Despite the effort Alexis puts in daily to hone his craft, Trump’s decision to repeal DACA still left the young boxer insecure about his future in the United States.
Anticipating that he might have to buy some time, Zazueta reapplied just weeks before the decision, and has nearly two years left on his new DACA deal. However, he said the clock is potentially ticking on his time in the country.
Banuelos, who was born in California and does not have to worry about DACA repeals, trained with Zazueta the day of the announcement and could immediately tell he was not feeling himself.
“He was bummed out. I still remember the day,” he said. “I kept trying to talk to him, and I was like, ‘What’s wrong with you?’ because we hang out so much that I know when he’s sad, when he’s mad, you name it. I’d seen it, he didn’t have that same determination.”
Alexis’s parents are in the application process for citizenship themselves, and his brother serves in the U.S. Marine Corps, having become a citizen through marriage under the age of 18. Zazueta’s mother said Alexis being left out closes certain doors on his dreams.
Though a “dreamer” herself, Galvan has a much more positive outlook.

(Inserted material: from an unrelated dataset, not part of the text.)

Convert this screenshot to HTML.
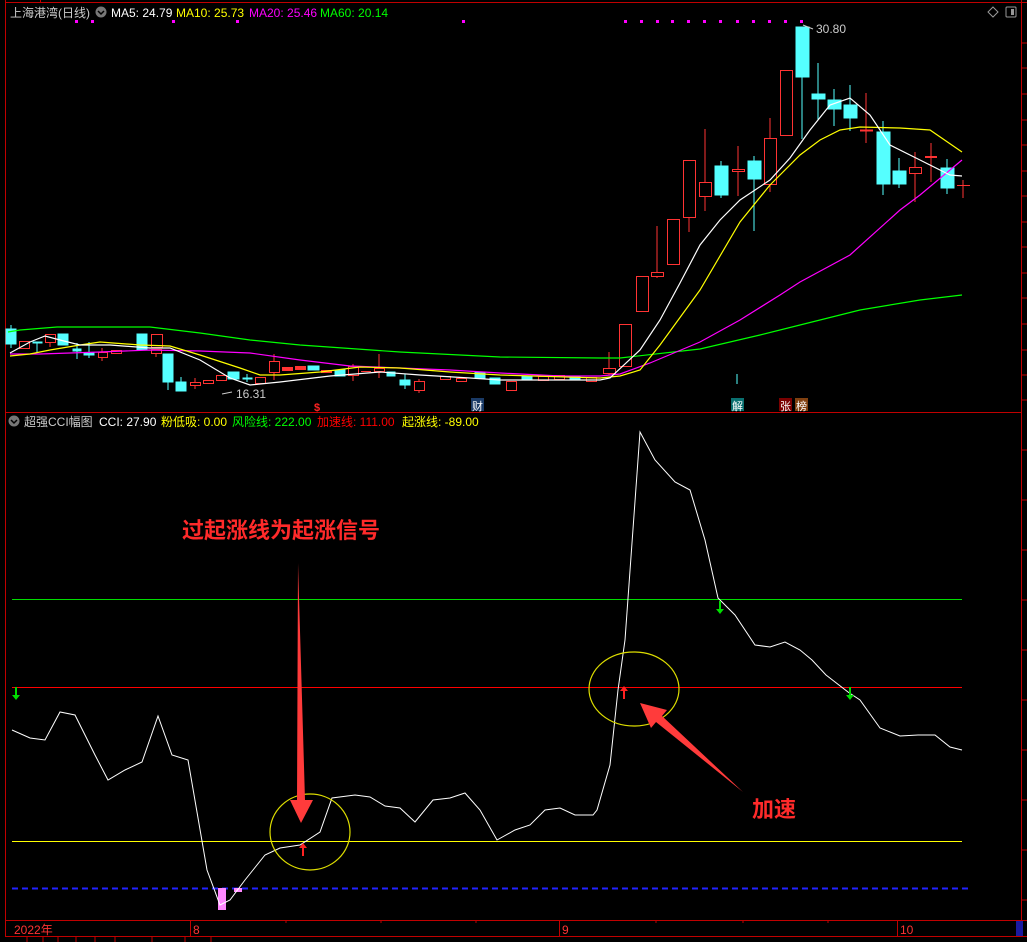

“It’s not over, a lot of things could come, either way, good or bad. Alexis was pretty worried,” she said. “Better things are coming.”
Despite living in the United States nearly his entire life, Alexis said he has experienced plenty of messages on social media or TV, some indirectly, that there is a heavy anti-immigrant, anti-DACA sentiment.
Disheartening as it is to receive the messages, he said he celebrates the country that has given him and his siblings such opportunity at all times.
“That doesn’t affect me at all. I still represent Arizona proudly every time I step in the ring,” he said.
Inside and out of the ring, he said his 22 years as an immigrant in the United States have been a struggle, but that his family, friends, teammates and coaches have instilled a passion to keep moving forward in him.
“There are a lot of people who are in my situation, who might just throw the towel in. The way we were raised, we keep fighting.”